Mitchell Jay Gaylord (born March 10, 1961) is an American gymnast, actor, and Olympic gold medalist.

Early life
Gaylord was born in Van Nuys, California, the son of Fred and Linda Gaylord, and is Jewish. Gaylord graduated from Grant High School. He competed in the 1981 Maccabiah Games, winning five gold medals.

Career

Gymnastics 
He made his first U.S. National team in gymnastics in 1980 and continued to retain his place on the team until 1984. While attending UCLA as a history major on scholarship, he won the All-Around in the 1983 and 1984 USA Gymnastics National Championships, and the 1984 NCAA Men's Gymnastics Championship. He then qualified for the Olympic Games during the Olympic trials held from June 1–3, 1984 in Jacksonville Florida. Two of the moves in his arsenal going into the Games were invented by and named for him—the Gaylord flip and the Gaylord II.

In June 2007, Gaylord was named the seventh-best U.S. gymnast of all time by Yahoo Sports.
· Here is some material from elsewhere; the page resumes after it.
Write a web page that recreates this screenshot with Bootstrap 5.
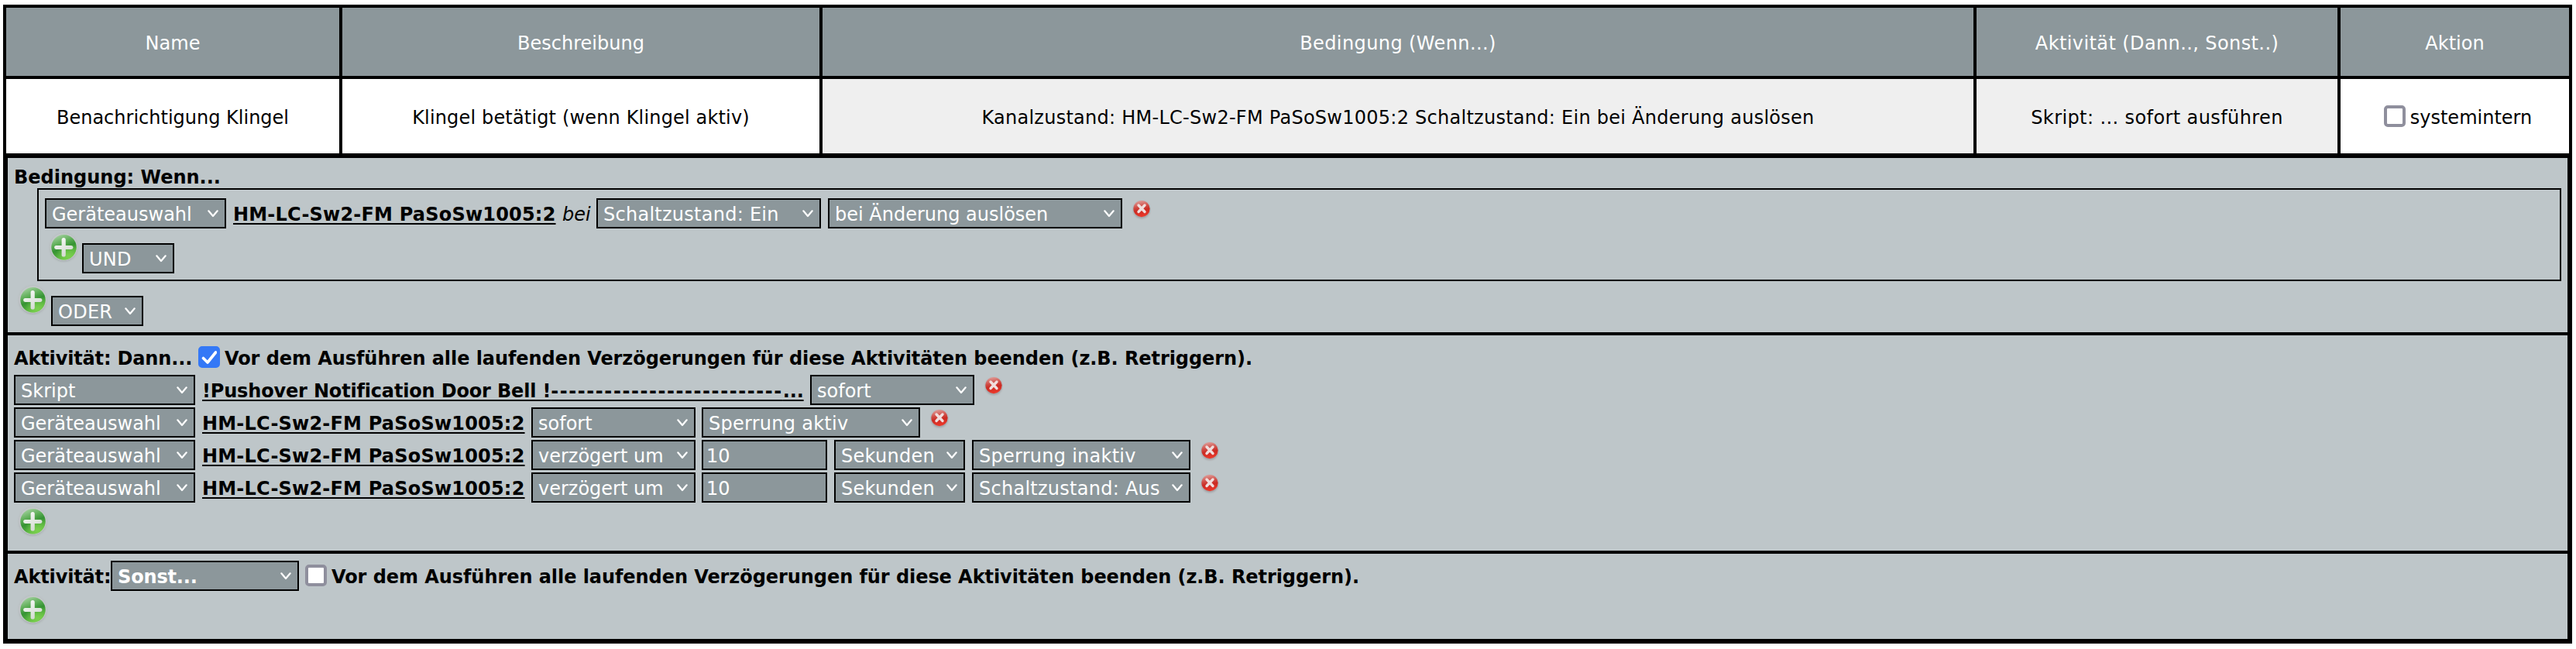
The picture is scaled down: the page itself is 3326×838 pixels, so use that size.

In 1990, he was inducted into the Southern California Jewish Sports Hall of Fame. He was also named to the UCLA Hall of Fame in 1995, the US Olympic Hall of Fame in 2005, and the International Jewish Sports Hall of Fame in 2009.

1984 Olympic Games
In the 1984 Summer Olympic Games, Gaylord led the gold-medal-winning U.S. men's gymnastics team, becoming the first American gymnast to score a perfect 10.00 in the Olympics. He also won the silver medal in vault, the bronze in parallel bars and the bronze in the rings. In addition to his individual accolades, Gaylord led the US men's gymnastics team to a gold medal in the team competition for the first and only time in Olympics history. The moment was heralded as a significant upset over the teams from China and Japan. After the 1984 Olympics he and his fellow Olympic gymnasts went on a six-month promotional tour across the US, selling out arenas in about two dozen American cities. He also wrote his first book during this period, centering on using gymnastics exercises to train. He was also named by President Ronald Reagan as a member of the President's Council on Physical Fitness and Sports in November 1985.

Acting
Gaylord has appeared in several movies and TV shows. Most notably, he performed as a stunt double for Chris O'Donnell (as Robin) and the uncredited role of Mitch Grayson (Robin's older brother) in the 1995 movie Batman Forever, and played the lead in American Anthem (1986), opposite actress Janet Jones. The latter movie, in which Gaylord played a gymnast training for the Olympics, has been noted as an inspiration to future generations of Olympic gymnasts. He was also a frequent guest star on Hollywood Squares, and appeared in advertisements for Diet Coke, Nike, Inc., Vidal Sassoon, Soloflex, Levi Strauss & Co., and Texaco.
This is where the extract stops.